Yes. At a first glance. An unpopular opinion and a thought that may horrify many of my colleagues, including myself. However, like life itself, the answer is not so straightforward.
In my experience I have noticed my clients, friends, people I speak to, turn to AI for various everyday tasks, questions, help. And why not, it is very useful. AI can now listen, reflect, research and pretty much help with anything, even therapy, which is becoming more and more apparent. Makes sense, right?
It can remember every detail of your story, it is always available to you and it responds with what sounds like empathy. AI can offer insights and draw from any modality that has ever existed, from more data than any human mind could ever hold.
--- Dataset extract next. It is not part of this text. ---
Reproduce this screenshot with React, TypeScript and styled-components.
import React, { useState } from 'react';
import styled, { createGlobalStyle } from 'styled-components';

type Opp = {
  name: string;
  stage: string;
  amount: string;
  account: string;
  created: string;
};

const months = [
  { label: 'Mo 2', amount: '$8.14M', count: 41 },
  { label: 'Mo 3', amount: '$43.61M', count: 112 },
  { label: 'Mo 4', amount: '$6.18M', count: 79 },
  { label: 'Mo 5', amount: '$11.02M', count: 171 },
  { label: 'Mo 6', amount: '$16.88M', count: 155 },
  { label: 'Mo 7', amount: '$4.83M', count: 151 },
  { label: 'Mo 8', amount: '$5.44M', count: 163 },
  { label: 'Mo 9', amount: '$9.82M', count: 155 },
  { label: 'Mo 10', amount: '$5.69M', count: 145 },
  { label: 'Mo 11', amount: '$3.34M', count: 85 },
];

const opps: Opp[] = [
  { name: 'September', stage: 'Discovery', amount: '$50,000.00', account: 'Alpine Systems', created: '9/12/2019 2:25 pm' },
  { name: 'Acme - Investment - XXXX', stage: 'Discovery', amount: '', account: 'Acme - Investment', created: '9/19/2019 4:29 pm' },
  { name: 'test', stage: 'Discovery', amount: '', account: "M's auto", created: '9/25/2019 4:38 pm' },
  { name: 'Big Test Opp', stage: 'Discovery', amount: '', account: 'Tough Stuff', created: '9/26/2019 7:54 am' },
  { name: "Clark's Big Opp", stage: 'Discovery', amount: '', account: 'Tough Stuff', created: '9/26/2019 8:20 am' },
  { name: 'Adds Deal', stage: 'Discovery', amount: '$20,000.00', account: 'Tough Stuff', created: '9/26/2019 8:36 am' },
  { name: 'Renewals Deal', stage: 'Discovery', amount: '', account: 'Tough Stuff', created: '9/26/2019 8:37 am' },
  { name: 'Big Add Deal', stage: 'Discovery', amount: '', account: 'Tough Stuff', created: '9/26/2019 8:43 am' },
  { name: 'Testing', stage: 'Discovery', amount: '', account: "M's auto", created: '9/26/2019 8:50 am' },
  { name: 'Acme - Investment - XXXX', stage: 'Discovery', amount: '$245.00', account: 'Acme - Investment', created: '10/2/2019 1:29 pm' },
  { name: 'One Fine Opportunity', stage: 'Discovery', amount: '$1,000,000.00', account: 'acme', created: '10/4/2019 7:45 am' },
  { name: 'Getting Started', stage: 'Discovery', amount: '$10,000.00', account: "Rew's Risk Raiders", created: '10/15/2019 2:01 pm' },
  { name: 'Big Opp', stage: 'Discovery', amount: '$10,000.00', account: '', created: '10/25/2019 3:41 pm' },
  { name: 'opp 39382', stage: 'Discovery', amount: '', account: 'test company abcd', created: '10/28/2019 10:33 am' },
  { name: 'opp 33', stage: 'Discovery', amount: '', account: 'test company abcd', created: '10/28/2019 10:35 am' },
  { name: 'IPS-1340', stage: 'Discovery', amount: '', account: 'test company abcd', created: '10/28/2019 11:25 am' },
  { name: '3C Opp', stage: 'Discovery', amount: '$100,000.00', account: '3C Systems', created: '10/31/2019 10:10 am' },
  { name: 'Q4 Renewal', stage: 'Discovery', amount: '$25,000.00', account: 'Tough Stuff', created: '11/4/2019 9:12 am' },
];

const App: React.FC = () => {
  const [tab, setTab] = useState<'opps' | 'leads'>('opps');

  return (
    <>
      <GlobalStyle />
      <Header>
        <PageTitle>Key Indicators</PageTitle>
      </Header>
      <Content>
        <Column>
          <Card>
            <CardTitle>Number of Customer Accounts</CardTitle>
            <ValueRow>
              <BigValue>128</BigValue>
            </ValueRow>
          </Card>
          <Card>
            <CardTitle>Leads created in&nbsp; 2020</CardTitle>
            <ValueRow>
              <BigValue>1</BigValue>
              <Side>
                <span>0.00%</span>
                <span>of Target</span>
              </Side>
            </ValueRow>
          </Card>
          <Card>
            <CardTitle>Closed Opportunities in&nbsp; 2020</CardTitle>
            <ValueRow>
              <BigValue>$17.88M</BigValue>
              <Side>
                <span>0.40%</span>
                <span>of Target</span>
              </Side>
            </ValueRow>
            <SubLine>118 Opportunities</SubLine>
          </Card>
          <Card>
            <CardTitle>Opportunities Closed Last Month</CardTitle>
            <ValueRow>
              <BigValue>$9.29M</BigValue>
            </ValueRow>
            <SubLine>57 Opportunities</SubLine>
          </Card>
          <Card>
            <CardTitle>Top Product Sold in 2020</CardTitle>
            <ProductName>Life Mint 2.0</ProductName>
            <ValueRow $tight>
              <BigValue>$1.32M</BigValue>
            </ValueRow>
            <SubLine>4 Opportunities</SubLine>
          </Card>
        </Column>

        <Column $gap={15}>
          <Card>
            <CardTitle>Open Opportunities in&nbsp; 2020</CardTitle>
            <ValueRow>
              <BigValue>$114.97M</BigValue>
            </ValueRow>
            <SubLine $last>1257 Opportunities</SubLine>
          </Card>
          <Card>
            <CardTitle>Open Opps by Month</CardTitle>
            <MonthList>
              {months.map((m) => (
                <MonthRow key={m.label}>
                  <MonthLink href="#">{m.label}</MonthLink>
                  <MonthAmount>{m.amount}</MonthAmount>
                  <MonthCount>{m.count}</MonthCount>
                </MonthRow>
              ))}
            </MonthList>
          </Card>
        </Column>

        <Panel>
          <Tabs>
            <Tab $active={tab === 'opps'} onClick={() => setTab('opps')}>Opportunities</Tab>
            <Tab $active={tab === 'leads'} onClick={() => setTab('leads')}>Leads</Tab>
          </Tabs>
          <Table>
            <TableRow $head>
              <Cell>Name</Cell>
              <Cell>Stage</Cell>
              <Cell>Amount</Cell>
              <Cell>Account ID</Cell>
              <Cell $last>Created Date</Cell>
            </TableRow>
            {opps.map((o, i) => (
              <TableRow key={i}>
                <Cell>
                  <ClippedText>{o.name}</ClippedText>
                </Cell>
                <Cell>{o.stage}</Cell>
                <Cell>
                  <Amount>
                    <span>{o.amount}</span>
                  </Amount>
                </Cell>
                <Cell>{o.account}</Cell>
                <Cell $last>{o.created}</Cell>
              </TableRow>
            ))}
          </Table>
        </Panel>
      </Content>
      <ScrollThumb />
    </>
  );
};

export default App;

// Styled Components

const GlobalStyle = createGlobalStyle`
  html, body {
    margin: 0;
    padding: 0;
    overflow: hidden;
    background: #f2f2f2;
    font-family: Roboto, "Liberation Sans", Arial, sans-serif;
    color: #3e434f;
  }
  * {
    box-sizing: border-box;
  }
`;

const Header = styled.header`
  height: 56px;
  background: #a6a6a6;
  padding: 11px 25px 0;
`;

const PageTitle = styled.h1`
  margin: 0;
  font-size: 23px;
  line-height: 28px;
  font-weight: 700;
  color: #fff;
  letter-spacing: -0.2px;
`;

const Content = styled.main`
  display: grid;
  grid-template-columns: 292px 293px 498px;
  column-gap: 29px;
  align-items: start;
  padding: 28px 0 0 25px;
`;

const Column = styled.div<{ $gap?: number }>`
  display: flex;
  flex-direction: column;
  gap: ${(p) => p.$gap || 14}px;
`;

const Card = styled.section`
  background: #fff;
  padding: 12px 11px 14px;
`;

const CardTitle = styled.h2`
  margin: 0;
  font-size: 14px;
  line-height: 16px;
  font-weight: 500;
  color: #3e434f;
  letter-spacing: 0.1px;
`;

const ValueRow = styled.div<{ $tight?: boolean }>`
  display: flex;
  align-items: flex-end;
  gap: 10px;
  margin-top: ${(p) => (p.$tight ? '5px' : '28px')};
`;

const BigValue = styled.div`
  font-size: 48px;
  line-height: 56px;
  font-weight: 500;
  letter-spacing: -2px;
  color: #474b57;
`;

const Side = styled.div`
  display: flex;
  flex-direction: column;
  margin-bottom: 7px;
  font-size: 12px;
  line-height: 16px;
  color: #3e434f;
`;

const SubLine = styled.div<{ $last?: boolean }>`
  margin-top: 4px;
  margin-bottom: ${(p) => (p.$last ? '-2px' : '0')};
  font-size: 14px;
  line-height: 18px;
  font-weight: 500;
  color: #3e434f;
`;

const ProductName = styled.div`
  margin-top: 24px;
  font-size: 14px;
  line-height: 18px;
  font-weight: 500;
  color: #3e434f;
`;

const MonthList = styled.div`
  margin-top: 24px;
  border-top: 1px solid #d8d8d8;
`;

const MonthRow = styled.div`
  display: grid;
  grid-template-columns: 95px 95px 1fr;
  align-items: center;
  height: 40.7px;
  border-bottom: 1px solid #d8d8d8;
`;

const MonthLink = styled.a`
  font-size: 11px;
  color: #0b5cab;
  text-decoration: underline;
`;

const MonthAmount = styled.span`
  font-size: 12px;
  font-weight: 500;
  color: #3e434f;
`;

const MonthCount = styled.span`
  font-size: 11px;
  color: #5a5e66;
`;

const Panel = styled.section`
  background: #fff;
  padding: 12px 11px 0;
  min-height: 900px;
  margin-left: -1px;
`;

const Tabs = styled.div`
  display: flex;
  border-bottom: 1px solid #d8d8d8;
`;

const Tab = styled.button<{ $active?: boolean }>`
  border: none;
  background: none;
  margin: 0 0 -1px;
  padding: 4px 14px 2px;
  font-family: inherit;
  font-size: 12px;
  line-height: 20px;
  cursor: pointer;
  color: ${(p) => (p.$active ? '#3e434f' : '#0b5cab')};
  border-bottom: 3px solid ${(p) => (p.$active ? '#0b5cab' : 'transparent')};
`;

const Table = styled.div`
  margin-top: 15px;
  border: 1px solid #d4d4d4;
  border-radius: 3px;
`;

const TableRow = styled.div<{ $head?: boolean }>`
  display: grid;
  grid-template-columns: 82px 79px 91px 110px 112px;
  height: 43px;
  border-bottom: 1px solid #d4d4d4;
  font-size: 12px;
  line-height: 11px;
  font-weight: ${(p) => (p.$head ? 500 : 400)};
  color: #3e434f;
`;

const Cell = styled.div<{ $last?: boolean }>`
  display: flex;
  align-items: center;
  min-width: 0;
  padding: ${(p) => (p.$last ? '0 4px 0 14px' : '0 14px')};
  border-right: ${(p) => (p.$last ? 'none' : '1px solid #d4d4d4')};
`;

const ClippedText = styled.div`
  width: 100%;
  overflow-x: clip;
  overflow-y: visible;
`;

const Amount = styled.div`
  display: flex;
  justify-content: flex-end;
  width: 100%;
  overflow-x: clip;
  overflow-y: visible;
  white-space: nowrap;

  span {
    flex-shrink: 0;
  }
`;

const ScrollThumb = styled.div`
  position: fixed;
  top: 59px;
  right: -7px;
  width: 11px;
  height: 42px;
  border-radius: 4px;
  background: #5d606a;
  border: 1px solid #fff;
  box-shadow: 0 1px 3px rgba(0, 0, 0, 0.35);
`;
It can mimic the rhythm of therapy, the language of care, it is phenomenal. It will always know the “right” answer.
But I guess the question I hold is, does the “right” answer lead to healing? And who decides what “right” even means?
Technology is designed to be efficient and that has helped humanity in many ways. Efficiency is necessary for progress, for example eliminating human error on a construction site could save lives. But when it comes to therapy, I would argue human error plays a very different role.
What technology calls “efficient” is not always what is right for us as humans and my belief is, as AI becomes more advanced, the need for Existential Therapy will become more clear. The more we outsource our lives to AI, the more important it becomes to ask: what does it mean to be human? What is my purpose? What does it mean to live in accordance with my own truth, not the truth the world expects or the algorithm predicts, but the one that feels authentic and alive.
These questions don’t have perfect answers, they are lived and re-lived and understood and created in the space between two (or more) people, in the pauses and the misunderstandings. AI, in its current form, can imitate empathy but it does not embody it. It is designed to affirm, so it will always agree. Humans on the other hand are not always agreeable, they can challenge, misstep, repair and grow. And it is often through those imperfections, messy, beautiful human moments that we find clarity and change. Humans are perfectly imperfect.
When your therapist gets it slightly wrong, as humans often can, and then seeks to understand you again, repair is born. When you risk revealing a part of yourself that feels hard to show and it’s met with another person’s humanness and desire to stay with you in that encounter, not because of programming or code, transformation can begin.
So yes, AI can replicate a structure of therapy, but therapy is not a structure. The soul of therapy is more than words, more than tools, modality, advice or knowledge. It’s a living relationship where something happens between two people that can’t be replicated by code.
And that I believe will always belong to us.
Because what heals us is not information, it’s connection.